An anonymous US collector’s decision to withdraw the top lot an hour before Christie’s sale last night made for a jittery start in an already uncertain market. The 1994 Abstraktes Bild (811-2) had been estimated to sell in the region of £14m; its recall meant Christie’s had its lowest-value June auction since 2009.
But a run of good prices for artists including Sean Scully, Adrian Ghenie and Jean-Michel Basquiat helped banish Brexit blues and contributed to a solid result of £33.7m (£39.6m with fees), well within the £26.3m to £37.7m estimate. The sell-through rate was a very strong 92%.
Edmund Francey, Christie’s head of post-war and contemporary art in London, said the work by Richter was withdrawn “on the client’s instruction”. The Belgian collector Alain Servais said it was likely that the seller would not reduce the reserve, which meant there was little interest ahead of the sale. “There is no direct relation to Brexit except—as for the whole art market—we are living in more uncertain times,” Servais said.
Of the 39 lots offered, ten went to collectors based in the UK, including Andy Warhol’s 1962 black-and-white dollar bill painting, which sold for £3.9m (£4.5m with fees, est £4m-£6m).

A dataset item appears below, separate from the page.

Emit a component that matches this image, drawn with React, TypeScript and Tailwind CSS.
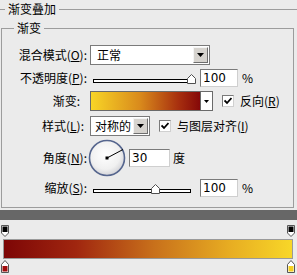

Christie’s decision to reveal the breakdown of UK buyers is most likely strategic ahead of its 250th anniversary sale of British art tonight (30 June), but it is nonetheless striking given the dominance of US and Asian bidders this week, spurred on by a devalued pound.
An Asian collector bidding by phone through Elaine Holt, a Hong Kong-based director of impressionist and Modern art, bought one of two Basquiat paintings consigned by the actor Johnny Depp. Pork, a 1981 work painted on a door, fetched £4.5m (£5.1m with premium, est £2.5m-£3.5m), the highest price on the night. The other Basquiat, a self-portrait from the same year, sold to the New York dealer William Acquavella for £3.1m (£3.6m with fees, est £1m-£1.5m).
“It felt as if there was a lot of US and Asian bidders last night. A lot of the expensive works were going to Asia,” said the London-based art advisor Aphrodite Gonou.
Fears over Brexit’s effect on the art market have largely been allayed this week, but, as Gonou points out, the real litmus test comes next season. “We will probably have a more realistic picture of what is happening with the market in the autumn. With this week's sales, the pound sank so low it attracted more people.”